### WORK INSTRUCTIONS
Give back exactly the lines from the beginning of the listing below to the line holding "import React from 'react';", both ends included; the pictures stay out.

__________________________________________________

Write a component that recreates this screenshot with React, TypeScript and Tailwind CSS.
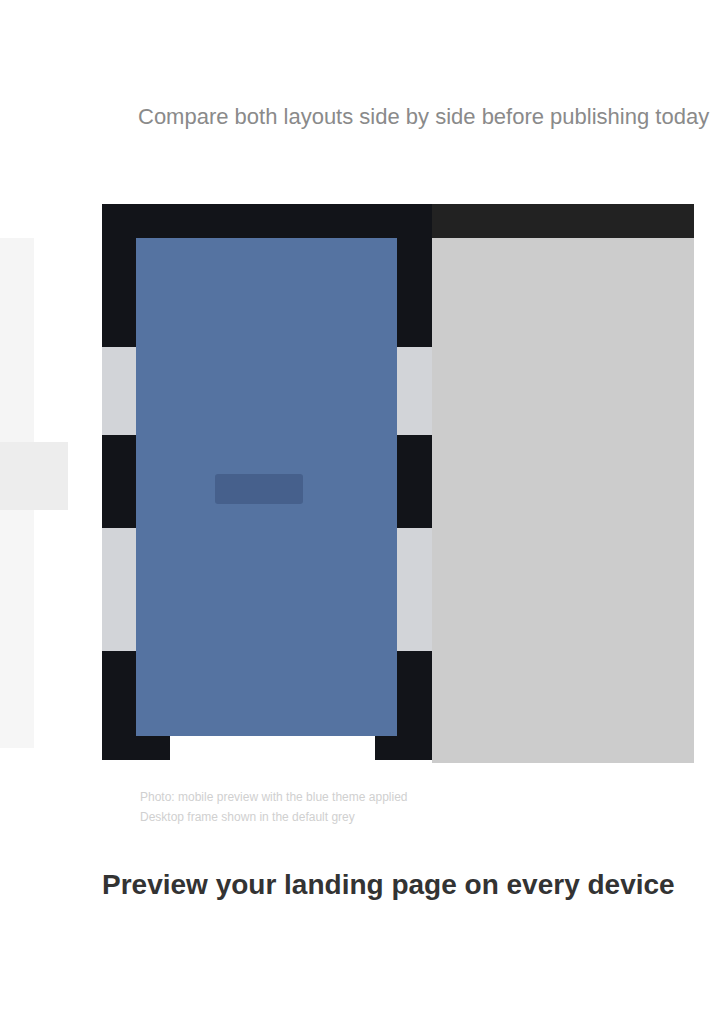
import React from 'react';

const PhotoLeft: React.FC = () => (
    <svg width="330" height="556" viewBox="0 0 330 556" className="block shrink-0">
        <rect x="0" y="0" width="330" height="556" fill="#121419" />
        <rect x="0" y="143" width="330" height="88" fill="#d2d4d8" />
        <rect x="0" y="324" width="330" height="123" fill="#d2d4d8" />
        <rect x="34" y="34" width="261" height="498" fill="#5573a1" />
        <rect x="113" y="270" width="88" height="30" rx="3" fill="#46608c" />
        <rect x="68" y="532" width="205" height="24" fill="#ffffff" />
    </svg>
);

const PhotoRight: React.FC = () => (
    <div className="flex flex-col w-[262px] h-[559px] shrink-0">
        <div className="h-[34px] bg-[#222222]" />
        <div className="flex-1 bg-[#cccccc]" />
    </div>
);

export default function App() {
    return (
        <div className="min-h-[1017px] bg-white font-['Liberation_Sans',Arial,sans-serif]">
            <div className="pt-[100px] pl-[138px]">
                <p className="text-[22px] leading-[34px] text-[#8a8a8a] whitespace-nowrap">
                    Compare both layouts side by side before publishing today
                </p>
            </div>

            <div className="mt-[70px] flex items-start">
                <div className="flex flex-col mt-[34px] w-[34px] shrink-0">
                    <div className="h-[204px] bg-[#f5f5f5]" />
                    <div className="h-[68px] w-[68px] bg-[#ededed]" />
                    <div className="h-[238px] bg-[#f6f6f6]" />
                </div>
                <div className="ml-[68px] flex">
                    <PhotoLeft />
                    <PhotoRight />
                </div>
            </div>

            <div className="mt-[24px] pl-[140px] text-[12px] leading-[20px] text-[#d0d0d0]">
                <p>Photo: mobile preview with the blue theme applied</p>
                <p>Desktop frame shown in the default grey</p>
            </div>

            <div className="mt-[40px] pl-[102px]">
                <h2 className="text-[28px] leading-[36px] font-bold text-[#333333] whitespace-nowrap">
                    Preview your landing page on every device
                </h2>
            </div>
        </div>
    );
}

__________________________________________________

### EXERCISE RESULT
Write a component that recreates this screenshot with React, TypeScript and Tailwind CSS.
import React from 'react';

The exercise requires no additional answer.